4. Management implications

Given that MI on survival (and relative fecundity) can affect the maximum reproductive rates of long-lived marine fishes, management strategies must recognize that stock–recruitment relationships can vary in the absence of meta-population structure and environmental variability (Hilborn & Walters 1992); non-stationarity can also result from fisheries-induced demographic changes in long-lived species. In effect, the shape of any stock–recruitment relationship is user defined; it depends upon the age- or size classes that a fishery targets, as well as those that it protects. Our evidence for MI on maximum reproductive rate contributes to a growing body of literature that illustrates the complexity of stock–recruitment relationships (e.g. Sakuramoto 2005; Minto et al. 2008), and cautions strongly against the continued use of these relationships without considering explicitly fisheries-induced demographic changes over time (Marteinsdottir & Thorarinsson 1998).

Management strategies must also recognize that older, larger females are essential to the sustainability of a fishery. Age structure exists, in part, because the strategy of maturing late and spawning over multiple years (i.e. having a relatively long RLS) confers—on older, larger females—an advantage when competing in variable environments for resources that support successful reproduction (Winemiller & Rose 1992; Hsieh et al. 2006); MI on offspring survival stem directly from this advantage. Existing management strategies typically operate to reduce age structure, which undermines the advantages of an extended RLS (Hsieh et al. 2006). In short, forcing an iteroparous species to spawn as if it was semelparous is unsustainable.

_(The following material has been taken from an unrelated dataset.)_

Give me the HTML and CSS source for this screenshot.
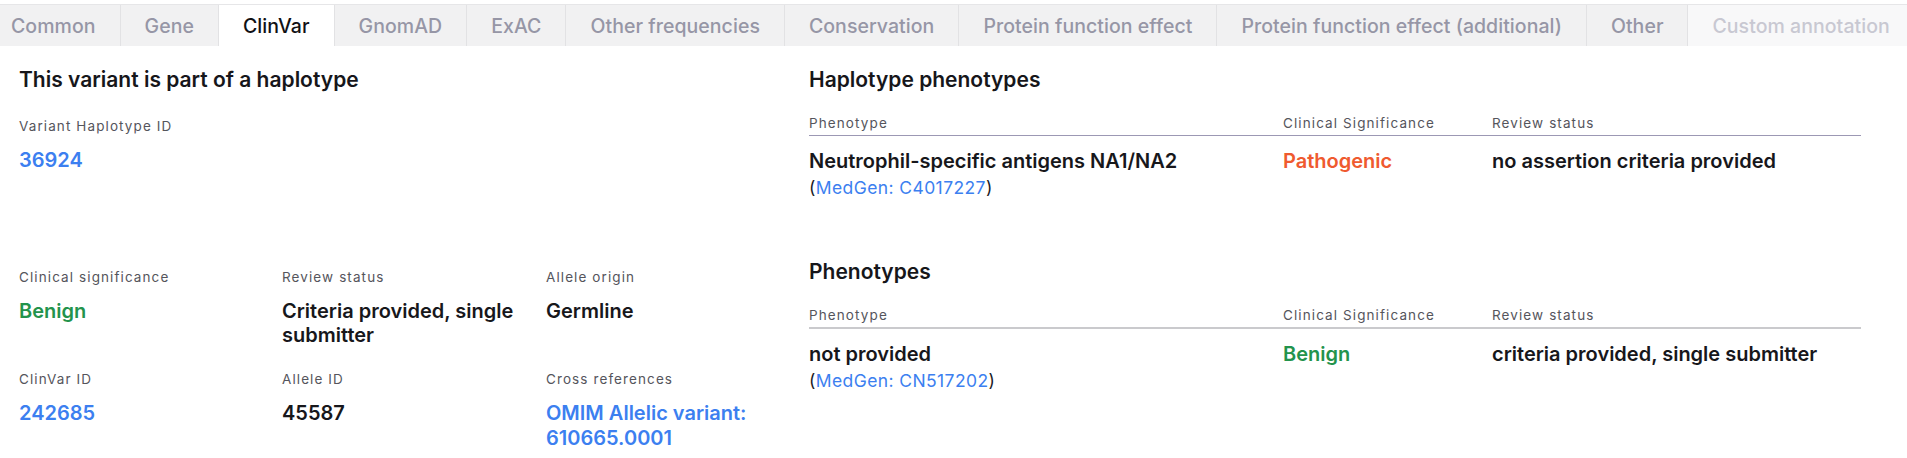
FILE: index.html
```html
<!DOCTYPE html>
<html lang="en">
<head>
<meta charset="utf-8">
<title>ClinVar</title>
<link rel="stylesheet" href="styles.css">
</head>
<body>
<nav class="tabs">
  <div class="tab-strip">
    <span class="tab">Common</span>
    <span class="tab">Gene</span>
    <span class="tab active">ClinVar</span>
    <span class="tab">GnomAD</span>
    <span class="tab">ExAC</span>
    <span class="tab">Other frequencies</span>
    <span class="tab">Conservation</span>
    <span class="tab">Protein function effect</span>
    <span class="tab">Protein function effect (additional)</span>
    <span class="tab">Other</span>
    <span class="tab disabled">Custom annotation</span>
  </div>
</nav>
<main class="content">
  <section class="left">
    <h2 class="heading">This variant is part of a haplotype</h2>
    <div class="field">
      <div class="label">Variant Haplotype ID</div>
      <a class="value link">36924</a>
    </div>
    <div class="grid">
      <div class="field">
        <div class="label">Clinical significance</div>
        <div class="value benign">Benign</div>
      </div>
      <div class="field">
        <div class="label">Review status</div>
        <div class="value">Criteria provided, single submitter</div>
      </div>
      <div class="field">
        <div class="label">Allele origin</div>
        <div class="value">Germline</div>
      </div>
      <div class="field">
        <div class="label">ClinVar ID</div>
        <a class="value link">242685</a>
      </div>
      <div class="field">
        <div class="label">Allele ID</div>
        <div class="value">45587</div>
      </div>
      <div class="field">
        <div class="label">Cross references</div>
        <a class="value link multi">OMIM Allelic variant: 610665.0001</a>
      </div>
    </div>
  </section>
  <section class="right">
    <h2 class="heading">Haplotype phenotypes</h2>
    <table class="pheno first">
      <thead>
        <tr><th>Phenotype</th><th>Clinical Significance</th><th>Review status</th></tr>
      </thead>
      <tbody>
        <tr>
          <td><div class="value">Neutrophil-specific antigens NA1/NA2</div><div class="ref">(<a class="small-link">MedGen: C4017227</a>)</div></td>
          <td><div class="value pathogenic">Pathogenic</div></td>
          <td><div class="value">no assertion criteria provided</div></td>
        </tr>
      </tbody>
    </table>
    <h2 class="heading second-heading">Phenotypes</h2>
    <table class="pheno second">
      <thead>
        <tr><th>Phenotype</th><th>Clinical Significance</th><th>Review status</th></tr>
      </thead>
      <tbody>
        <tr>
          <td><div class="value">not provided</div><div class="ref">(<a class="small-link">MedGen: CN517202</a>)</div></td>
          <td><div class="value benign">Benign</div></td>
          <td><div class="value">criteria provided, single submitter</div></td>
        </tr>
      </tbody>
    </table>
  </section>
</main>
</body>
</html>
```

FILE: styles.css
```css
* { box-sizing: border-box; }
html, body {
  margin: 0;
  padding: 0;
  background: #ffffff;
  font-family: Inter, "Noto Sans", sans-serif;
  color: #1b1b1f;
  overflow: hidden;
}
.tabs {
  margin-top: 4px;
  border-top: 1px solid #e6e6e8;
  background: #f1f1f2;
  height: 42px;
  overflow: hidden;
}
.tab-strip {
  display: flex;
  margin-left: -13px;
  height: 41px;
  white-space: nowrap;
}
.tab {
  display: flex;
  align-items: center;
  padding: 0 24px;
  font-size: 19.5px;
  font-weight: 500;
  color: #9696a6;
  border-right: 1px solid #e2e2e4;
  letter-spacing: 0.05px;
}
.tab.active {
  background: #ffffff;
  color: #111114;
}
.tab.disabled {
  background: #f8f8f9;
  color: #c8c8d2;
  border-right: none;
}
.content {
  display: grid;
  grid-template-columns: 790px 1052px;
  padding: 22px 19px 0 19px;
}
.heading {
  margin: 0;
  font-size: 21px;
  line-height: 24px;
  font-weight: 600;
  color: #16161a;
  letter-spacing: 0;
}
.label {
  font-size: 13.5px;
  line-height: 16px;
  color: #55555c;
  letter-spacing: 1.1px;
}
.value {
  display: block;
  font-size: 20px;
  line-height: 24px;
  font-weight: 600;
  color: #17171b;
  letter-spacing: 0;
}
.left .heading { margin-bottom: 26px; }
.field .label { margin-bottom: 14px; }
.link { color: #3c7ff0; text-decoration: none; }
.benign { color: #23934c; }
.pathogenic { color: #ef5a2f; }
.grid {
  margin-top: 97px;
  display: grid;
  grid-template-columns: 263px 264px 263px;
  row-gap: 24px;
}
.grid .value { padding-right: 20px; }
.grid .value.multi { line-height: 25px; margin-top: 2px; }
.pheno {
  width: 1052px;
  border-collapse: collapse;
  margin-top: 23px;
}
.pheno th {
  text-align: left;
  font-weight: 400;
  font-size: 13.5px;
  line-height: 16px;
  color: #55555c;
  letter-spacing: 1.1px;
  padding: 0 0 4px 0;
  border-bottom: 1px solid #9c98b4;
}
.pheno.second th { border-bottom: 2px solid #cacacd; }
.pheno th:nth-child(1) { width: 474px; }
.pheno th:nth-child(2) { width: 209px; }
.pheno td {
  vertical-align: top;
  padding: 13px 0 0 0;
}
.ref {
  font-size: 17.5px;
  line-height: 24px;
  color: #1b1b1f;
  margin-top: 3px;
  letter-spacing: 0.4px;
}
.small-link { color: #3c7ff0; }
.second-heading { margin-top: 60px; }
```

We acknowledge that there are conditions (e.g. reproductive senescence) and species (e.g. sex-changing fishes) for which parental age does not equate to parental quality. However, our study shows that, over a broad range of densities and species of exploited fishes, maximum reproductive rate tends to increase with the mean age or size of spawning adults, a result that stems, in part, from the tendency of older, larger females to produce offspring that are more likely to survive. This result argues strongly for management strategies that not only regulate total mortality, but do so in ways that restore and protect age- or size structure—e.g. by adopting appropriate size regulations, changing the design and use of fishing gear, or implementing spatially explicit conservation measures (e.g. marine protected areas). These and other structure-based management strategies are necessary in the face of strong evidence that fisheries-induced demographic changes to age- and size structure affect the reproductive rate (this study), stability (Anderson et al. 2008) and evolutionary trajectory (Law 2007 and references therein) of exploited fish stocks. These strategies also provide practical and effective ways of ensuring the sustainability of a fishery in the face of uncontrollable environmental variability (Trippel et al. 1997; Berkeley et al. 2004; Law 2007; Secor 2007; Hsieh et al. 2008).